EL MUNDO – 06/06/15 – EDITORIAL
· Eran las palabras que las víctimas de ETA deberían haber escuchado hace mucho tiempo. Ayer el lehendakari Iñigo Urkullu tuvo el valor de pronunciarlas en unas jornadas en San Sebastián. Urkullu pidió «perdón» por «la desatención institucional» a las víctimas del terrorismo desde «un sincero sentimiento autocrítico».
«Nos ha faltado inteligencia emocional para transmitir lo que más íntimamente sentíamos: la personalización del afecto hacia cada víctima de la injusticia. Debíamos haber expresado más y mejor lo que más profundamente nos unía: la solidaridad frente a la barbarie», afirmó Urkullu.
Difícilmente se puede decir con más acierto lo que han sufrido las familias de los centenares de asesinados por ETA, que, al dolor de la pérdida de un ser querido, tenían que sumar el repudio de un sector de la población vasca. Desde mediados de los años 70 hasta avanzados los 90, las víctimas eran enterradas en ceremonias casi clandestinas por temor al entorno de la banda, que tenía el control de la calle y atemorizaba a la población.
Los sucesivos Gobiernos del PNV –presididos por Garaikoetxea, Ardanza e Ibarretxe– miraron para otro lado y, mientras se mostraban comprensivos con los verdugos, eran incapaces de expresar la más mínima solidaridad con las víctimas, cuyas familias se veían obligadas a elegir entre emigrar del País Vasco o soportar el acoso de la izquierda abertzale.
Han tenido que pasar casi cuatro décadas para que un presidente del Gobierno vasco reconozca que esa pasividad institucional era una injusticia, y, sobre todo, una ignominia.
No faltará quien especule hoy sobre las razones que han llevado a Urkullu a tener este gesto, pero eso da igual. Lo importante es que, por primera vez,
un lehendakari reconoce lo que ha sucedido y pide perdón, lo que dignifica su figura y dice mucho sobre su talla política. Pero, como él mismo reconoció, ese reconocimiento moral no basta, debe haber además una reparación y una atención institucional a las víctimas que ha brillado por su ausencia.
Desde que ETA anunció el final de la lucha armada en octubre de 2011 ha habido un amplio sector del nacionalismo que ha venido manteniendo la tesis del borrón y cuenta nueva del pasado, como si la historia del País Vasco fuera una sucesión de días de vino y rosas.
Ese planteamiento es sencillamente inaceptable porque el futuro no se puede construir sobre el olvido de que ETA asesinó a más de 800 ciudadanos desde la muerte de Franco.

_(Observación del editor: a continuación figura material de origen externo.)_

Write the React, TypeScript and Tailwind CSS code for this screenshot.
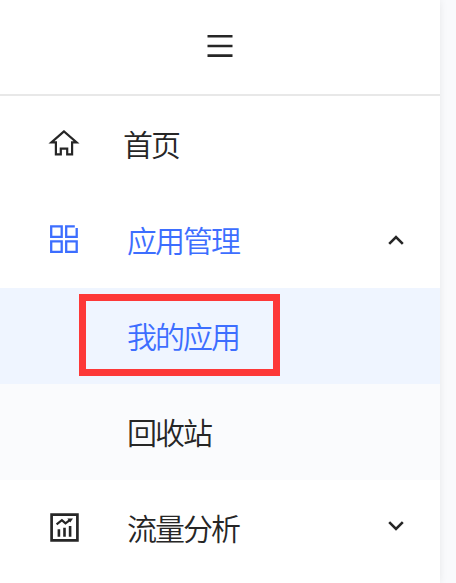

Eran personas con familia y sentimientos, cuyo único delito era vestir un uniforme, ejercer una actividad profesional o tener unas ideas.
Nada se puede hacer ya para resucitar a los muertos, pero la sociedad vasca tiene el deber moral de construir un relato en el que estén presentes esas personas y en el que nadie tenga duda sobre quiénes fueron los verdugos y las víctimas porque la historia sólo se puede escribir desde la verdad.